Written instruction: Render the material again word for word, skipping the pictures in it.

Recorded information:

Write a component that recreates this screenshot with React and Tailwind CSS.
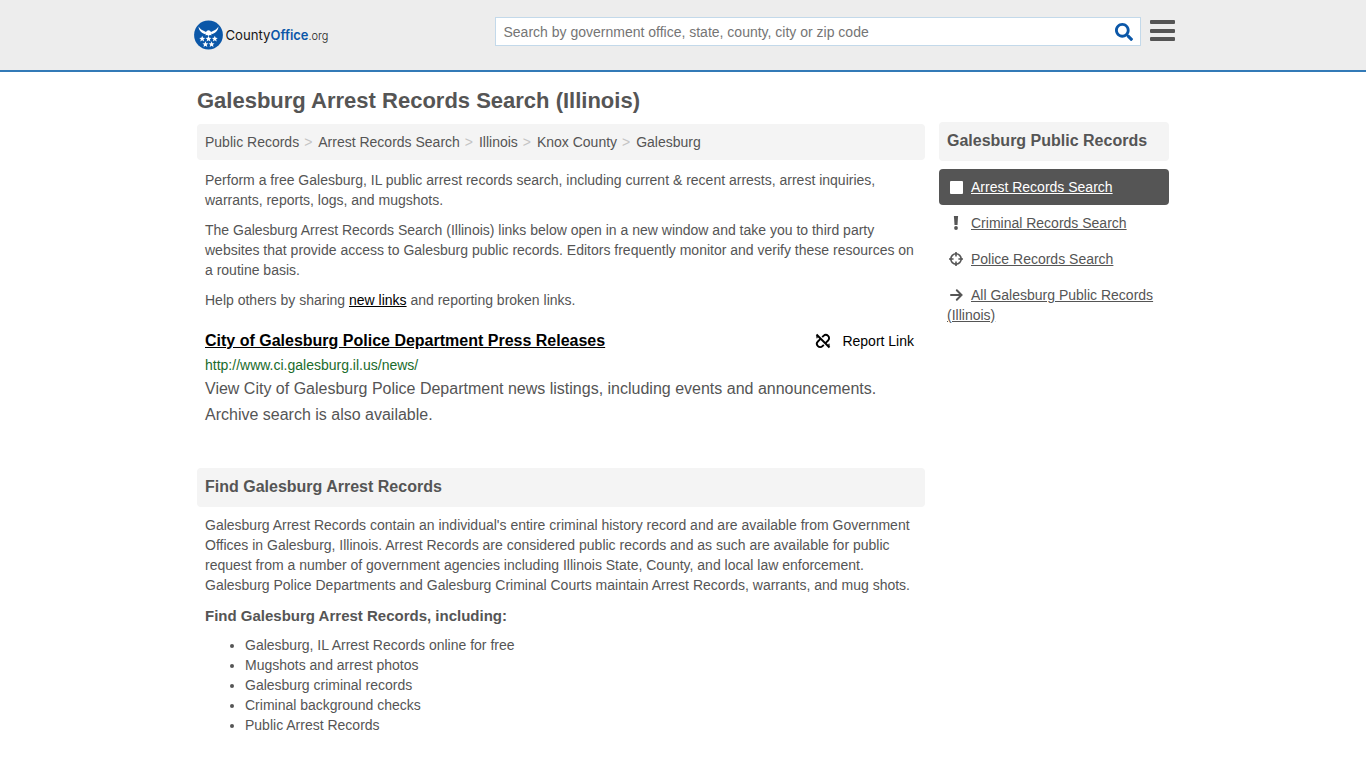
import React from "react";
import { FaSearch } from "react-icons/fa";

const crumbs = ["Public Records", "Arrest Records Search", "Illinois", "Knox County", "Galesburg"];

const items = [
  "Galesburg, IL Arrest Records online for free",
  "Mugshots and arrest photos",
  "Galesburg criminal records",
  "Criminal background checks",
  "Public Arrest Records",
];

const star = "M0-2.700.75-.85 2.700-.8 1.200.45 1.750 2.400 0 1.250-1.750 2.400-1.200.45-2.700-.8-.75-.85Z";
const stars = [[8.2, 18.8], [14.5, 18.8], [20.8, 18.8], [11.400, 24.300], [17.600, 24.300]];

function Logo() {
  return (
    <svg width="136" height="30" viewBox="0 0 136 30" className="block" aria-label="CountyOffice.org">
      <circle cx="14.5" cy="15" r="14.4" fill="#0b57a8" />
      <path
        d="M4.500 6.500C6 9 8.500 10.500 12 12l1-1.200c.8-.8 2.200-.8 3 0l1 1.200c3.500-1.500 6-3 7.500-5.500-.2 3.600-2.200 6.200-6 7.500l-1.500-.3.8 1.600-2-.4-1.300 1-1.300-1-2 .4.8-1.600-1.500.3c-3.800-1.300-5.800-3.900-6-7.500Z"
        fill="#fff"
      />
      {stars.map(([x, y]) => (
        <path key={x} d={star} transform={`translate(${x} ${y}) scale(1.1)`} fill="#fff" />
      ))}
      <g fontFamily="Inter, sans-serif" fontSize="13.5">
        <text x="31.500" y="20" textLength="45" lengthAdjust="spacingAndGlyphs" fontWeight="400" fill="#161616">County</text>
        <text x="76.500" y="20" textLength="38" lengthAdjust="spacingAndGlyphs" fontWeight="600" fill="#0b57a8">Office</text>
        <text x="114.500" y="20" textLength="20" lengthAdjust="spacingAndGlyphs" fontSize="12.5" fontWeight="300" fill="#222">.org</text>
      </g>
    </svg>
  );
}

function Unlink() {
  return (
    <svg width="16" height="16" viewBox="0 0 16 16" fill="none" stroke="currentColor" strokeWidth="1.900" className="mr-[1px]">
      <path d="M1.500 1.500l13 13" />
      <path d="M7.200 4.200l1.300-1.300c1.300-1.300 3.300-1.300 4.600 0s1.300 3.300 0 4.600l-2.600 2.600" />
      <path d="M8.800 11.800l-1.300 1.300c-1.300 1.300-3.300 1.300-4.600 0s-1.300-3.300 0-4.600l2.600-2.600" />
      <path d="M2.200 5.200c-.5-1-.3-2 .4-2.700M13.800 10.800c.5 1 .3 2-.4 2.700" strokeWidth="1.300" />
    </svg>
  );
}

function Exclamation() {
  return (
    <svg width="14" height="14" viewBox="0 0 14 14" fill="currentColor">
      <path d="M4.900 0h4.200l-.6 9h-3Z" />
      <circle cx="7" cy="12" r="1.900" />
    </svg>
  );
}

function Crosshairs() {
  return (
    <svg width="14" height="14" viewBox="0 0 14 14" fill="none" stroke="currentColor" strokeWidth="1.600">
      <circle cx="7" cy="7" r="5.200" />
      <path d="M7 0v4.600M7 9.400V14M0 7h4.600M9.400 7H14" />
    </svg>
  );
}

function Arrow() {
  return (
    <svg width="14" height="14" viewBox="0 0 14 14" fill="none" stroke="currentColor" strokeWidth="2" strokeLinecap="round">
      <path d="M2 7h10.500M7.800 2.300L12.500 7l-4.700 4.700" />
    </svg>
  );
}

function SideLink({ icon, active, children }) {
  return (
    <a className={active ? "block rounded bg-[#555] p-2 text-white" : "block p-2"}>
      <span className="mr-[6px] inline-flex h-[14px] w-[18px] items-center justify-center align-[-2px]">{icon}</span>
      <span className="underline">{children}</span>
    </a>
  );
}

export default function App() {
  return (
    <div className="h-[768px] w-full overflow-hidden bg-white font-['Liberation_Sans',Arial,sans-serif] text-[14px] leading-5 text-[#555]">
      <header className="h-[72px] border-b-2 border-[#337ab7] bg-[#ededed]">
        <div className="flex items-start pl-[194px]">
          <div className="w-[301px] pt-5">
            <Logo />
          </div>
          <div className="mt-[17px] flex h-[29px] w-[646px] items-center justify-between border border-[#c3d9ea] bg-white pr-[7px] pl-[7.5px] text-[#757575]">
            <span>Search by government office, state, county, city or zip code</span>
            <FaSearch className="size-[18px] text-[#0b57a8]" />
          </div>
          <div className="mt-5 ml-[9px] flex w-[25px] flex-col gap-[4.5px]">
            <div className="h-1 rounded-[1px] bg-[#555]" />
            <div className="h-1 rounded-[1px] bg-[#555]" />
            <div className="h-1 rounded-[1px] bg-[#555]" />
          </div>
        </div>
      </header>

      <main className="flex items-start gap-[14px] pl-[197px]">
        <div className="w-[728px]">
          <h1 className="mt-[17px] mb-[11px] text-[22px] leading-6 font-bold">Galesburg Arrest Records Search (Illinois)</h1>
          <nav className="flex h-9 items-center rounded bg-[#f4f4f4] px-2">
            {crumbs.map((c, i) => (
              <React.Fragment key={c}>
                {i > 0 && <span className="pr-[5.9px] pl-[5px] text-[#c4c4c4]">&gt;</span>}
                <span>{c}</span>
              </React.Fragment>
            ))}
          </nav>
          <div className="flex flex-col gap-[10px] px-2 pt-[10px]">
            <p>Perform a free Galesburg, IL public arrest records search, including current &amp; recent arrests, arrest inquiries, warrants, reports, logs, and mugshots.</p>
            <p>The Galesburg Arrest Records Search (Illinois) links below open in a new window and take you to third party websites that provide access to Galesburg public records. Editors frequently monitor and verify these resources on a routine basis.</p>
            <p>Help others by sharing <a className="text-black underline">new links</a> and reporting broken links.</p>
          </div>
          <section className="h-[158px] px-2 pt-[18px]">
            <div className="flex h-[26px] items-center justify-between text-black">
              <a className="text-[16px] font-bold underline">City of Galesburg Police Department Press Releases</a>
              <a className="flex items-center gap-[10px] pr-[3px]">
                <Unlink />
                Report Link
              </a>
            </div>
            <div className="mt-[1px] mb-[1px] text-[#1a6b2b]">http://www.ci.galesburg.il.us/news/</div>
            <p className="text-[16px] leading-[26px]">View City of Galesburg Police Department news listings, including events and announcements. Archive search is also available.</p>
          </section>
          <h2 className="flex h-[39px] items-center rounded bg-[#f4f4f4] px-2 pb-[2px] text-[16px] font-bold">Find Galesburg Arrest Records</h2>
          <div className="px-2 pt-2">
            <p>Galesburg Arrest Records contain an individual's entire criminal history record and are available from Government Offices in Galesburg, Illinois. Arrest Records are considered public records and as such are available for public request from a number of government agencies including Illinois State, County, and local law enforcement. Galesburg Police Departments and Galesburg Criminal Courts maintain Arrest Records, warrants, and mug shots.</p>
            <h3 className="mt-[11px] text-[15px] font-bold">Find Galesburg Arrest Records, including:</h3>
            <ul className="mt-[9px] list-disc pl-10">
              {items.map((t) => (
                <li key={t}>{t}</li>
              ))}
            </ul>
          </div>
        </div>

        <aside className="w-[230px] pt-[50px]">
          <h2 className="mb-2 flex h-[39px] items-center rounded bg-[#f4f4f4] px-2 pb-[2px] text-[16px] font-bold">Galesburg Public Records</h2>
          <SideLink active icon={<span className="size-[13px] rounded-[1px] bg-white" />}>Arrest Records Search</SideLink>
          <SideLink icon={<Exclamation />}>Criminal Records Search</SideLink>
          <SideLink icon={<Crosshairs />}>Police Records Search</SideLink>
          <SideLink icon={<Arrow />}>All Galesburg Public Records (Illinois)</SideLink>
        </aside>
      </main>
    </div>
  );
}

Written solution:
Write a component that recreates this screenshot with React and Tailwind CSS.
import React from "react";
import { FaSearch } from "react-icons/fa";

const crumbs = ["Public Records", "Arrest Records Search", "Illinois", "Knox County", "Galesburg"];

const items = [
  "Galesburg, IL Arrest Records online for free",
  "Mugshots and arrest photos",
  "Galesburg criminal records",
  "Criminal background checks",
  "Public Arrest Records",
];

const star = "M0-2.700.75-.85 2.700-.8 1.200.45 1.750 2.400 0 1.250-1.750 2.400-1.200.45-2.700-.8-.75-.85Z";
const stars = [[8.2, 18.8], [14.5, 18.8], [20.8, 18.8], [11.400, 24.300], [17.600, 24.300]];

function Logo() {
  return (
    <svg width="136" height="30" viewBox="0 0 136 30" className="block" aria-label="CountyOffice.org">
      <circle cx="14.5" cy="15" r="14.4" fill="#0b57a8" />
      <path
        d="M4.500 6.500C6 9 8.500 10.500 12 12l1-1.200c.8-.8 2.200-.8 3 0l1 1.200c3.500-1.500 6-3 7.500-5.500-.2 3.600-2.200 6.200-6 7.500l-1.500-.3.8 1.600-2-.4-1.300 1-1.300-1-2 .4.8-1.600-1.500.3c-3.800-1.300-5.800-3.900-6-7.500Z"
        fill="#fff"
      />
      {stars.map(([x, y]) => (
        <path key={x} d={star} transform={`translate(${x} ${y}) scale(1.1)`} fill="#fff" />
      ))}
      <g fontFamily="Inter, sans-serif" fontSize="13.5">
        <text x="31.500" y="20" textLength="45" lengthAdjust="spacingAndGlyphs" fontWeight="400" fill="#161616">County</text>
        <text x="76.500" y="20" textLength="38" lengthAdjust="spacingAndGlyphs" fontWeight="600" fill="#0b57a8">Office</text>
        <text x="114.500" y="20" textLength="20" lengthAdjust="spacingAndGlyphs" fontSize="12.5" fontWeight="300" fill="#222">.org</text>
      </g>
    </svg>
  );
}

function Unlink() {
  return (
    <svg width="16" height="16" viewBox="0 0 16 16" fill="none" stroke="currentColor" strokeWidth="1.900" className="mr-[1px]">
      <path d="M1.500 1.500l13 13" />
      <path d="M7.200 4.200l1.300-1.300c1.300-1.300 3.300-1.300 4.600 0s1.300 3.300 0 4.600l-2.600 2.600" />
      <path d="M8.800 11.800l-1.300 1.300c-1.300 1.300-3.300 1.300-4.600 0s-1.300-3.300 0-4.600l2.600-2.600" />
      <path d="M2.200 5.200c-.5-1-.3-2 .4-2.700M13.800 10.800c.5 1 .3 2-.4 2.700" strokeWidth="1.300" />
    </svg>
  );
}

function Exclamation() {
  return (
    <svg width="14" height="14" viewBox="0 0 14 14" fill="currentColor">
      <path d="M4.900 0h4.200l-.6 9h-3Z" />
      <circle cx="7" cy="12" r="1.900" />
    </svg>
  );
}

function Crosshairs() {
  return (
    <svg width="14" height="14" viewBox="0 0 14 14" fill="none" stroke="currentColor" strokeWidth="1.600">
      <circle cx="7" cy="7" r="5.200" />
      <path d="M7 0v4.600M7 9.400V14M0 7h4.600M9.400 7H14" />
    </svg>
  );
}

function Arrow() {
  return (
    <svg width="14" height="14" viewBox="0 0 14 14" fill="none" stroke="currentColor" strokeWidth="2" strokeLinecap="round">
      <path d="M2 7h10.500M7.800 2.300L12.500 7l-4.700 4.700" />
    </svg>
  );
}

function SideLink({ icon, active, children }) {
  return (
    <a className={active ? "block rounded bg-[#555] p-2 text-white" : "block p-2"}>
      <span className="mr-[6px] inline-flex h-[14px] w-[18px] items-center justify-center align-[-2px]">{icon}</span>
      <span className="underline">{children}</span>
    </a>
  );
}

export default function App() {
  return (
    <div className="h-[768px] w-full overflow-hidden bg-white font-['Liberation_Sans',Arial,sans-serif] text-[14px] leading-5 text-[#555]">
      <header className="h-[72px] border-b-2 border-[#337ab7] bg-[#ededed]">
        <div className="flex items-start pl-[194px]">
          <div className="w-[301px] pt-5">
            <Logo />
          </div>
          <div className="mt-[17px] flex h-[29px] w-[646px] items-center justify-between border border-[#c3d9ea] bg-white pr-[7px] pl-[7.5px] text-[#757575]">
            <span>Search by government office, state, county, city or zip code</span>
            <FaSearch className="size-[18px] text-[#0b57a8]" />
          </div>
          <div className="mt-5 ml-[9px] flex w-[25px] flex-col gap-[4.5px]">
            <div className="h-1 rounded-[1px] bg-[#555]" />
            <div className="h-1 rounded-[1px] bg-[#555]" />
            <div className="h-1 rounded-[1px] bg-[#555]" />
          </div>
        </div>
      </header>

      <main className="flex items-start gap-[14px] pl-[197px]">
        <div className="w-[728px]">
          <h1 className="mt-[17px] mb-[11px] text-[22px] leading-6 font-bold">Galesburg Arrest Records Search (Illinois)</h1>
          <nav className="flex h-9 items-center rounded bg-[#f4f4f4] px-2">
            {crumbs.map((c, i) => (
              <React.Fragment key={c}>
                {i > 0 && <span className="pr-[5.9px] pl-[5px] text-[#c4c4c4]">&gt;</span>}
                <span>{c}</span>
              </React.Fragment>
            ))}
          </nav>
          <div className="flex flex-col gap-[10px] px-2 pt-[10px]">
            <p>Perform a free Galesburg, IL public arrest records search, including current &amp; recent arrests, arrest inquiries, warrants, reports, logs, and mugshots.</p>
            <p>The Galesburg Arrest Records Search (Illinois) links below open in a new window and take you to third party websites that provide access to Galesburg public records. Editors frequently monitor and verify these resources on a routine basis.</p>
            <p>Help others by sharing <a className="text-black underline">new links</a> and reporting broken links.</p>
          </div>
          <section className="h-[158px] px-2 pt-[18px]">
            <div className="flex h-[26px] items-center justify-between text-black">
              <a className="text-[16px] font-bold underline">City of Galesburg Police Department Press Releases</a>
              <a className="flex items-center gap-[10px] pr-[3px]">
                <Unlink />
                Report Link
              </a>
            </div>
            <div className="mt-[1px] mb-[1px] text-[#1a6b2b]">http://www.ci.galesburg.il.us/news/</div>
            <p className="text-[16px] leading-[26px]">View City of Galesburg Police Department news listings, including events and announcements. Archive search is also available.</p>
          </section>
          <h2 className="flex h-[39px] items-center rounded bg-[#f4f4f4] px-2 pb-[2px] text-[16px] font-bold">Find Galesburg Arrest Records</h2>
          <div className="px-2 pt-2">
            <p>Galesburg Arrest Records contain an individual's entire criminal history record and are available from Government Offices in Galesburg, Illinois. Arrest Records are considered public records and as such are available for public request from a number of government agencies including Illinois State, County, and local law enforcement. Galesburg Police Departments and Galesburg Criminal Courts maintain Arrest Records, warrants, and mug shots.</p>
            <h3 className="mt-[11px] text-[15px] font-bold">Find Galesburg Arrest Records, including:</h3>
            <ul className="mt-[9px] list-disc pl-10">
              {items.map((t) => (
                <li key={t}>{t}</li>
              ))}
            </ul>
          </div>
        </div>

        <aside className="w-[230px] pt-[50px]">
          <h2 className="mb-2 flex h-[39px] items-center rounded bg-[#f4f4f4] px-2 pb-[2px] text-[16px] font-bold">Galesburg Public Records</h2>
          <SideLink active icon={<span className="size-[13px] rounded-[1px] bg-white" />}>Arrest Records Search</SideLink>
          <SideLink icon={<Exclamation />}>Criminal Records Search</SideLink>
          <SideLink icon={<Crosshairs />}>Police Records Search</SideLink>
          <SideLink icon={<Arrow />}>All Galesburg Public Records (Illinois)</SideLink>
        </aside>
      </main>
    </div>
  );
}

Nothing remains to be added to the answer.